De zelfstandige baby
In 1935 begon Pikler haar eigen praktijk als kinderarts. Als jodin kon ze niet in een ziekenhuis werken. Ze bezocht gezinnen thuis en gaf ouders advies. Ze liet hen zien hoe baby’s zelf al veel kunnen. Ze hoefden niet steeds geholpen of gestuurd te worden. Kinderen mochten op hun eigen tempo groeien. Ze leerde ouders om goed te kijken naar hun kind. Wat doet het al? Waar is het aan toe? Wat heeft het nodig? Ze zag hoe belangrijk het is om een veilige, rustige omgeving te bieden. Ouders die haar advies volgden, waren trots op hun opgewekte, zelfstandige kinderen.
Een bijzonder kindertehuis
Na de oorlog werd Pikler directeur van een kindertehuis in Boedapest. Het was bedoeld voor kinderen van nul tot drie jaar. In deze nieuwe omgeving kon ze haar ideeën verder uitwerken. Ze leidde verzorgers op in haar pedagogiek. Volgens Pikler is elke baby bij geboorte al in staat om te communiceren en te leren. De volwassene moet voorwaarden scheppen waarin het kind zich veilig voelt en zich kan ontwikkelen. Belangrijk zijn: een liefdevolle band met de verzorger en de vrijheid om vrij te bewegen.

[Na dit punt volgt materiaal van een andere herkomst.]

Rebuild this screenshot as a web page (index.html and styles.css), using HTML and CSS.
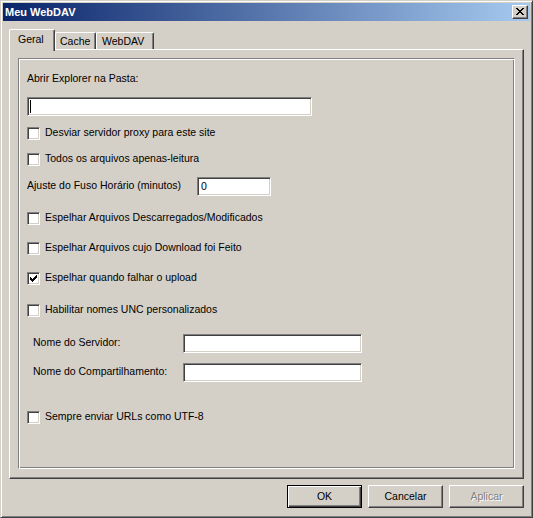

In het tehuis werden verzorging en ontwikkeling zorgvuldig bijgehouden. Er werd wetenschappelijk onderzoek gedaan. In 1961 werd het tehuis een nationaal opleidingscentrum. Pikler bleef er tot 1978 directeur. Daarna bleef ze nog jarenlang als adviseur betrokken. Tot haar dood in 1984 bleef ze actief.